GIVEN TASK: Below is a block of records; reproduce all of them exactly and leave out any pictures.
===== EXERCISE MATERIAL
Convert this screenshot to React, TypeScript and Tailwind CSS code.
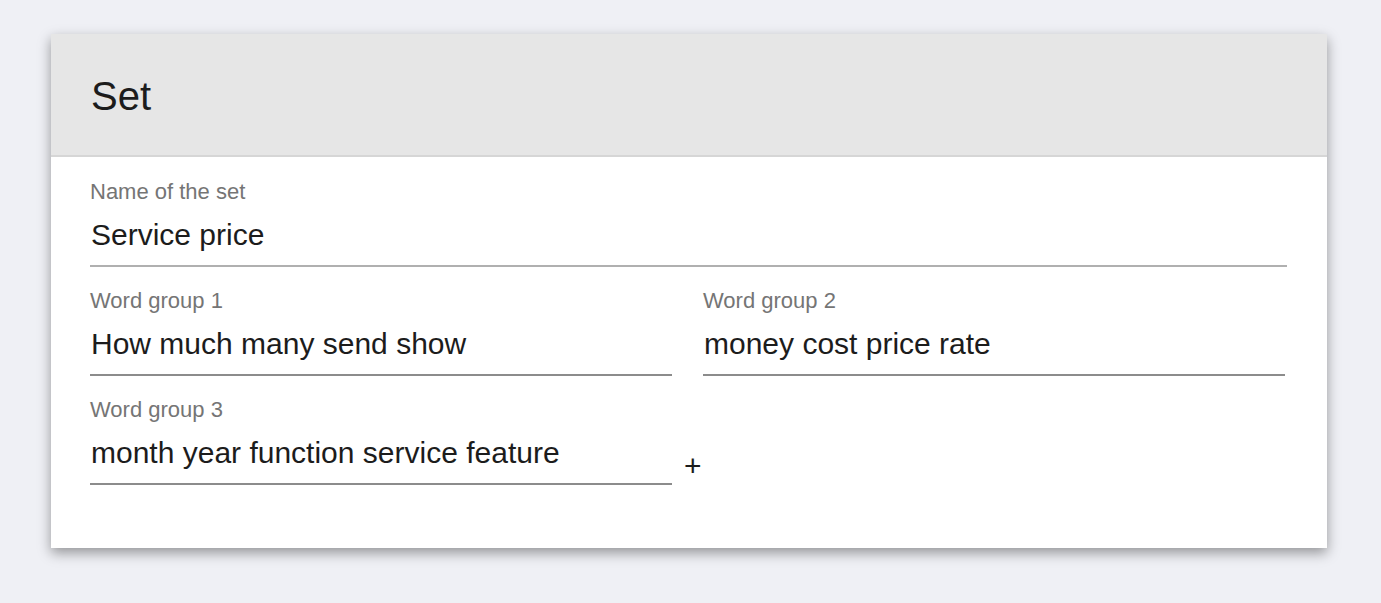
import React from "react";

function Field({ label, value, light, className = "" }: { label: string; value: string; light?: boolean; className?: string }) {
  return (
    <div className={className}>
      <div className="text-[22px] leading-[26px] text-[#757575]">{label}</div>
      <div
        className={`mt-[12px] pb-[12px] border-b-2 ${light ? "border-[#b0b0b0]" : "border-[#8c8c8c]"} text-[30px] leading-[36px] text-[#1c1c1c] pl-px`}
      >
        {value}
      </div>
    </div>
  );
}

export default function App() {
  return (
    <div
      className="min-h-screen bg-[#eff0f5] pt-[34px] pl-[51px]"
      style={{ fontFamily: '"Liberation Sans", Arial, sans-serif' }}
    >
      <div className="w-[1276px] bg-white shadow-[0_5px_12px_rgba(0,0,0,0.38)]">
        <div className="h-[121px] bg-[#e6e6e6] flex items-center pl-[40px] border-b-2 border-[#d6d6d6] box-content">
          <span className="pt-[3px] text-[40px] text-[#1c1c1c]">Set</span>
        </div>
        <div className="pl-[39px] pr-[40px] pt-[22px] pb-[63px]">
          <Field label="Name of the set" value="Service price" light />
          <div className="mt-[21px] grid grid-cols-[582px_582px] gap-x-[31px]">
            <Field label="Word group 1" value="How much many send show" />
            <Field label="Word group 2" value="money cost price rate" />
          </div>
          <div className="mt-[21px] flex items-end">
            <Field className="w-[582px]" label="Word group 3" value="month year function service feature" />
            <span className="ml-[12px] mb-[1px] text-[30px] leading-[36px] text-[#1c1c1c]">+</span>
          </div>
        </div>
      </div>
    </div>
  );
}
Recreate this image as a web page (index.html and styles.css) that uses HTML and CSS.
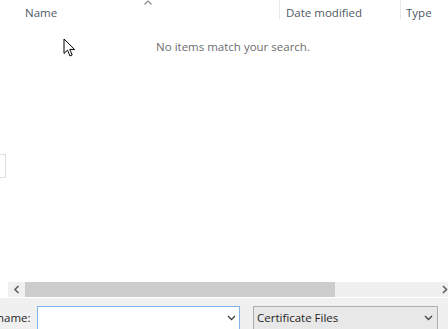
==========
RIGHT ANSWER:
Convert this screenshot to React, TypeScript and Tailwind CSS code.
import React from "react";

function Field({ label, value, light, className = "" }: { label: string; value: string; light?: boolean; className?: string }) {
  return (
    <div className={className}>
      <div className="text-[22px] leading-[26px] text-[#757575]">{label}</div>
      <div
        className={`mt-[12px] pb-[12px] border-b-2 ${light ? "border-[#b0b0b0]" : "border-[#8c8c8c]"} text-[30px] leading-[36px] text-[#1c1c1c] pl-px`}
      >
        {value}
      </div>
    </div>
  );
}

export default function App() {
  return (
    <div
      className="min-h-screen bg-[#eff0f5] pt-[34px] pl-[51px]"
      style={{ fontFamily: '"Liberation Sans", Arial, sans-serif' }}
    >
      <div className="w-[1276px] bg-white shadow-[0_5px_12px_rgba(0,0,0,0.38)]">
        <div className="h-[121px] bg-[#e6e6e6] flex items-center pl-[40px] border-b-2 border-[#d6d6d6] box-content">
          <span className="pt-[3px] text-[40px] text-[#1c1c1c]">Set</span>
        </div>
        <div className="pl-[39px] pr-[40px] pt-[22px] pb-[63px]">
          <Field label="Name of the set" value="Service price" light />
          <div className="mt-[21px] grid grid-cols-[582px_582px] gap-x-[31px]">
            <Field label="Word group 1" value="How much many send show" />
            <Field label="Word group 2" value="money cost price rate" />
          </div>
          <div className="mt-[21px] flex items-end">
            <Field className="w-[582px]" label="Word group 3" value="month year function service feature" />
            <span className="ml-[12px] mb-[1px] text-[30px] leading-[36px] text-[#1c1c1c]">+</span>
          </div>
        </div>
      </div>
    </div>
  );
}
Recreate this image as a web page (index.html and styles.css) that uses HTML and CSS.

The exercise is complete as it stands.